Even though Ohio has sometimes been “the forgotten child” in the region, the state has plenty to offer, including the “holy trinity of hydrocarbons,” Rob Brundrett, president of the Ohio Oil & Gas Association, said during an update on the state of the Utica Shale at Hart Energy’s DUG Appalachia Conference on Nov. 29. “We’ve got oil, natural gas, natural gas liquids and crude oil. So we have them all right here in the Utica and the state of Ohio.”
Those resources have drawn in more than $100 billion in investments over the past decade, with the lion’s share going to the upstream sector, he said.
“Most of this is private money. It’s not government subsidies. We’re very fortunate to have a strong thriving industry,” Brundrett said. “If you look at the producer side, about $70 billion of that is coming straight from the producers in the state of Ohio, and that money is going into eastern Ohio. And I can’t again overstate the importance of that kind of infrastructure and that kind of investment in really one of the poorest regions in our state.”
The state itself embraced its role as an energy producer during that time.
With no corporate income tax, the climate is favorable for businesses, he said, and the regulatory environment is straightforward.
More than 4,000 permits have been issued for lateral shale wells, and more than 3,000 horizontal shale wells are producing, he said.
“We’ve got a really good regulatory environment that’s allowed oil and gas to sort of thrive on the edge of this play,” he said.
Brundrett said the industry-friendly environment is one of the big draws Ohio offers.
“Just last year, the state of Ohio declared natural gas a green energy. It’s more of a declaratory statement than anything, but I think it doubles down on where the state’s elected officials are when it comes to the production and use of natural gas,” he said.
And Ohio has a fully integrated oil and gas industry with production, processing and refining in the state, he said.
In 2012, he said, the industry was excited about the possibilities and potential across the Utica Shale, which stretches from New York state in the north to northeastern Kentucky and Tennessee in the south, according to the Energy Information Administration (EIA).
Ohio’s seemed to have potential even as neighboring states — and the Marcellus Shale — got most of the attention.
“Ohio is on the edge, so it’s kind of like the younger sibling of the other two. And so maybe the projections weren’t as great for Ohio as what they were for West Virginia and Pennsylvania,” Brundrett said.
But 10 years later, he said, investments in the state are paying off.
“We’ve always had a strong gas play and we’ve continued to have a strong gas play,” he said.
But the play’s oil production is also picking up.
Between first-quarter of 2022 and the second-quarter of 2023, oil output increased by 51%, he said.
Overall Ohio oil production is also up. In second-quarter 2023, the state produced a total of 6.9 MMbbl of oil. That compares with second-quarter 2022 production of 4.9 MMbbl — a 40% increase, according to Ohio Department of Natural Resources data.
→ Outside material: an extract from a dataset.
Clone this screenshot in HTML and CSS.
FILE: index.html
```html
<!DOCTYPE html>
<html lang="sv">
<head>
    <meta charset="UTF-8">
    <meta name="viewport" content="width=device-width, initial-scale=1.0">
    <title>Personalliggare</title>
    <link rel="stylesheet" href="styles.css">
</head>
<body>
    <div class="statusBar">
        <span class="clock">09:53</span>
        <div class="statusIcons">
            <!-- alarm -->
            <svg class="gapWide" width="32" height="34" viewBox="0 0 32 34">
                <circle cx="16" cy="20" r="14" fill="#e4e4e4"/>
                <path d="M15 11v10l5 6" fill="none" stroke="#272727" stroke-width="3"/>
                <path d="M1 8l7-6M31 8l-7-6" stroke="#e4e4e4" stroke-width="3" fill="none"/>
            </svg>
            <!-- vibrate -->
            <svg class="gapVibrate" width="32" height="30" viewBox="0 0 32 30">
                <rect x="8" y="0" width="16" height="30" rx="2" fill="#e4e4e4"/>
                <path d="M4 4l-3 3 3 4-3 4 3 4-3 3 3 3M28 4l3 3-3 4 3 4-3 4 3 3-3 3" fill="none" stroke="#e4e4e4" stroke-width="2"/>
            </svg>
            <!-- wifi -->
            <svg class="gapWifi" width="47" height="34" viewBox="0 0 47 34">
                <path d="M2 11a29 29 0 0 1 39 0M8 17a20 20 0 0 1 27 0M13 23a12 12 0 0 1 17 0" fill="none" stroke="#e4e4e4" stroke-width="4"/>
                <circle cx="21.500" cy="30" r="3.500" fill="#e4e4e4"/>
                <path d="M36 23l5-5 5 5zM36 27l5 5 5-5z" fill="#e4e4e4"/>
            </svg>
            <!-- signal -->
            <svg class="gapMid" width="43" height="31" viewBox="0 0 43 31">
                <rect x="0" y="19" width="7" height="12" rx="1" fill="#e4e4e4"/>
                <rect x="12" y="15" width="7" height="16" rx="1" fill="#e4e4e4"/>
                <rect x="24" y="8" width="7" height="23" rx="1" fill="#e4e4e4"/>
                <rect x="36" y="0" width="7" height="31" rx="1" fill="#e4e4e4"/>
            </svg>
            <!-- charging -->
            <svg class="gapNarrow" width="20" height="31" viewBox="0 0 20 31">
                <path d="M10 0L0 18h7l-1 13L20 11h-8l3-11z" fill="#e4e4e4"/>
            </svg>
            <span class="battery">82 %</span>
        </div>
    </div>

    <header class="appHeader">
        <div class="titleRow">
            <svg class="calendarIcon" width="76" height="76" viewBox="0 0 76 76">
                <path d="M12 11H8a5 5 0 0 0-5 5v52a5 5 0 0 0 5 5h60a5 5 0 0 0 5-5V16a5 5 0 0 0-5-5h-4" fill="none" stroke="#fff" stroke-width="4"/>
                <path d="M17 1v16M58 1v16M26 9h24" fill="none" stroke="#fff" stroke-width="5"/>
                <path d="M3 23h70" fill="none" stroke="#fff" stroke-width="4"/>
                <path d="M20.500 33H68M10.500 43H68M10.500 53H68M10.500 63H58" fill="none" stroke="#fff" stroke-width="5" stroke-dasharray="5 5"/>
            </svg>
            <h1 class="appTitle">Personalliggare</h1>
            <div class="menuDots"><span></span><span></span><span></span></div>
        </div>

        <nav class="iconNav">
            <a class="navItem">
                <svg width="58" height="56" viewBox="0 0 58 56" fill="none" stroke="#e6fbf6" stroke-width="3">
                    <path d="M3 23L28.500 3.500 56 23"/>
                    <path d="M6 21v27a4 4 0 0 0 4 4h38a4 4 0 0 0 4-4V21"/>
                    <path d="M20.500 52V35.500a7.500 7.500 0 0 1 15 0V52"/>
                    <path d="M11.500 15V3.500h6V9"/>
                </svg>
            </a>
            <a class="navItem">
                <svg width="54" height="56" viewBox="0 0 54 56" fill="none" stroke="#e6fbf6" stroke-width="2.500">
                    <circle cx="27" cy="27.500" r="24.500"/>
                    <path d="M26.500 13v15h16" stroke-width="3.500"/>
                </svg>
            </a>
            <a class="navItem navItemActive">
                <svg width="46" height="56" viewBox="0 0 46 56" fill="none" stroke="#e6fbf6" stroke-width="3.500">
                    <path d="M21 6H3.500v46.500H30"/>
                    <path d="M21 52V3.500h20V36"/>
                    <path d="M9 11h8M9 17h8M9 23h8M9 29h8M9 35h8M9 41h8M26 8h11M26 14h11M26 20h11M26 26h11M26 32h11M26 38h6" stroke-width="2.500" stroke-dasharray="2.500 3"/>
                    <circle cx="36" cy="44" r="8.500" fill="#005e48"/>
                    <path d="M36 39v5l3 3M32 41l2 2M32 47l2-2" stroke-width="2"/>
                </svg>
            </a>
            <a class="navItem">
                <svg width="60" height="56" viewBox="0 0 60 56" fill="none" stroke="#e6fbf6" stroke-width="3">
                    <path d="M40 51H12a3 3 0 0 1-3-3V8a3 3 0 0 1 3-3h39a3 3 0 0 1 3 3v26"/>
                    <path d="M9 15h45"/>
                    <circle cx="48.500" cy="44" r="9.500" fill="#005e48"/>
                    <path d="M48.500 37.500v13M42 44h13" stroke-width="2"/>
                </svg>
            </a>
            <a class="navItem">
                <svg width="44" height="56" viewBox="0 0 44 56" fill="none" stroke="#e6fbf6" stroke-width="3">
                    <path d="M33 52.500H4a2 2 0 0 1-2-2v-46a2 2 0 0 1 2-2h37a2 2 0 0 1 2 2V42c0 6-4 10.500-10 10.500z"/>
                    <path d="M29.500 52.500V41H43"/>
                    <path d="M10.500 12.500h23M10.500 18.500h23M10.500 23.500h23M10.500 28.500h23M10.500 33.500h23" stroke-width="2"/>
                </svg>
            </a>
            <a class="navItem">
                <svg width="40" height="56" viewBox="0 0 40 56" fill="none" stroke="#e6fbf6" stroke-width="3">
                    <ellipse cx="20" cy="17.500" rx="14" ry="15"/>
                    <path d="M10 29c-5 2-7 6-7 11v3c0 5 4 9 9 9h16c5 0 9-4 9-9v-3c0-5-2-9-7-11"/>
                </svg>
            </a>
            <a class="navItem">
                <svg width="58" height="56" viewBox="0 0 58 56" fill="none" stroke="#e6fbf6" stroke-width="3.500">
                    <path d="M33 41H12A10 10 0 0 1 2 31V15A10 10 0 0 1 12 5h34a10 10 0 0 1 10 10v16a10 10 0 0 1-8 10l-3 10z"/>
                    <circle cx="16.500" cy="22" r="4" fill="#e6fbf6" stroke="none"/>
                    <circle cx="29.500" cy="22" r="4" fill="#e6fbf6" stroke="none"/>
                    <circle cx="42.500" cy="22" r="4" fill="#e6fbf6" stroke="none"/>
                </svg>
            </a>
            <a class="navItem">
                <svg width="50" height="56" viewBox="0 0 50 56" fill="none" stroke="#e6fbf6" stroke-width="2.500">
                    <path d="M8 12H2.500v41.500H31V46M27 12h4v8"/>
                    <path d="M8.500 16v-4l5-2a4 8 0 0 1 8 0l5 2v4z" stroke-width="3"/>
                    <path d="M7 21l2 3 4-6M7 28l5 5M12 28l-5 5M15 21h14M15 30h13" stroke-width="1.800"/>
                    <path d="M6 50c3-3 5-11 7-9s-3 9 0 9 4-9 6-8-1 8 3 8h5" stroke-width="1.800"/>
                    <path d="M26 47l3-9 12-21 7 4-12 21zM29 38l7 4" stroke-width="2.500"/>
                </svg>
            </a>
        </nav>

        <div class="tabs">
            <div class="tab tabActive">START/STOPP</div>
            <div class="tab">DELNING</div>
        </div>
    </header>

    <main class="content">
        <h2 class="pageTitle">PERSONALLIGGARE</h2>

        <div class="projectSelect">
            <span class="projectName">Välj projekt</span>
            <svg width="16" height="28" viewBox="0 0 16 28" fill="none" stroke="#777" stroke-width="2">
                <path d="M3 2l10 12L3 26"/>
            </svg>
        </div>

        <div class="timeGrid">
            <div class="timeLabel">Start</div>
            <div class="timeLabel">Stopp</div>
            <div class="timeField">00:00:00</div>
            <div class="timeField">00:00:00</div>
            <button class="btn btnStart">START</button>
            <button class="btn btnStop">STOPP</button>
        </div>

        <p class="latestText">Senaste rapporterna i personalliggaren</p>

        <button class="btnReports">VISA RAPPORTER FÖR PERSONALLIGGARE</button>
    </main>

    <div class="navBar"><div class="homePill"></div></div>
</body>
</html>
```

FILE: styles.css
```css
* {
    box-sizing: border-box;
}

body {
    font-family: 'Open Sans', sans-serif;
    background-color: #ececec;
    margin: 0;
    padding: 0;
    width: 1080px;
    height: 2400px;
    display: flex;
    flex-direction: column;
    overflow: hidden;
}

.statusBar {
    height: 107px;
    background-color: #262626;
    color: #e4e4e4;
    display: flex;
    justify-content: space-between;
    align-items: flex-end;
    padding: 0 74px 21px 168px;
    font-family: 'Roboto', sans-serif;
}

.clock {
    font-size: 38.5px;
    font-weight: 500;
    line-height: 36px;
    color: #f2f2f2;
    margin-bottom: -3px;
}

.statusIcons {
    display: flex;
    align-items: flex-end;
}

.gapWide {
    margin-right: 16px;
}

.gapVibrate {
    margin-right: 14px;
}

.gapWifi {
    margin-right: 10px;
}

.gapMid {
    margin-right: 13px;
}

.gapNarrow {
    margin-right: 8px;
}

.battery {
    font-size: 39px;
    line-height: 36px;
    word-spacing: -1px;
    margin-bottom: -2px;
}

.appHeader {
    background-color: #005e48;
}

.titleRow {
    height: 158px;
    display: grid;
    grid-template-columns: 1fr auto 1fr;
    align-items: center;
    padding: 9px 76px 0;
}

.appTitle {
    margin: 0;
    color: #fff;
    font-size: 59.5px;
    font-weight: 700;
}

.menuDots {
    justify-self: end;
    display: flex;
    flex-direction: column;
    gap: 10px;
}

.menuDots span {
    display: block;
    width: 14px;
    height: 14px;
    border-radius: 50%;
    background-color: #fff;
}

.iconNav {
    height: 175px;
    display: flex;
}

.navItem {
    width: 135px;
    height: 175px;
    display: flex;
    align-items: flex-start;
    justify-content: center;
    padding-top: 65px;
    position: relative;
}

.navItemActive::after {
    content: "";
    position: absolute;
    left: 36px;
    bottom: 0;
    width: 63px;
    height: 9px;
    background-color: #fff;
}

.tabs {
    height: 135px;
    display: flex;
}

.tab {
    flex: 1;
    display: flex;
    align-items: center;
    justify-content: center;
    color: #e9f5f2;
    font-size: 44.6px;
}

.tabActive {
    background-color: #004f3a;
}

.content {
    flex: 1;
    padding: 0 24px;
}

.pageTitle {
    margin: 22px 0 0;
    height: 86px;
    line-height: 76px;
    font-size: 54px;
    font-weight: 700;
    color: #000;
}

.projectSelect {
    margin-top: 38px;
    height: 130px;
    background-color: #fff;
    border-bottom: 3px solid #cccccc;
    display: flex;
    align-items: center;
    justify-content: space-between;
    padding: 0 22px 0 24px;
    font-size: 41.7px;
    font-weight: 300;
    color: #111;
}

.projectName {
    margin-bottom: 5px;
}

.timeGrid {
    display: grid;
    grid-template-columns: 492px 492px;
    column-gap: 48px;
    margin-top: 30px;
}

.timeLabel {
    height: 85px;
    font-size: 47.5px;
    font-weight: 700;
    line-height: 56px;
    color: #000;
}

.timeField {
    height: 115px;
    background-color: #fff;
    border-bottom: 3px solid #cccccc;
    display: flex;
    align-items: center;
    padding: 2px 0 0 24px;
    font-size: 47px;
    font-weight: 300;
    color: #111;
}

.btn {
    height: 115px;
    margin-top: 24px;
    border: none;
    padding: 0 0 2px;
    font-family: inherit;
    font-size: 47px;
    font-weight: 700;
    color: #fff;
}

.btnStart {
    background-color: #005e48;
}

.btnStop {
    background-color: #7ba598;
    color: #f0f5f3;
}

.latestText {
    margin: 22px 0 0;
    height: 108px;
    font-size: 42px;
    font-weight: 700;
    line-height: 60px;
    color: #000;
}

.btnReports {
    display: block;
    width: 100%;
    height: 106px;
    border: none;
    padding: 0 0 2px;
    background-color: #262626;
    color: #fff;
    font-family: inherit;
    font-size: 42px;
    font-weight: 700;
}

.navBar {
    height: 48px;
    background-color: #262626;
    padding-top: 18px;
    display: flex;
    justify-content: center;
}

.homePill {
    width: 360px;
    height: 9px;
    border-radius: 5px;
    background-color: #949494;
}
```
Looking at expected future production, Brundrett believes Ohio’s contribution to the energy mix will continue to grow as the industry continues to improve its understanding of the source rocks and better parse data.
“I think we’ve all learned a ton over the last decade on how best to drill and how best to finish these wells to get the … maximum for your investment. And I think it’s starting to finally really pay off in the state of Ohio, especially with natural gas liquids,” he said. “We’ve found a way to kind of crack that code and really maybe extract the maximum benefits that we can from the ground in Ohio, which is really, really exciting. And we’re probably going to see, obviously, a lot more investment in Ohio based on these results.”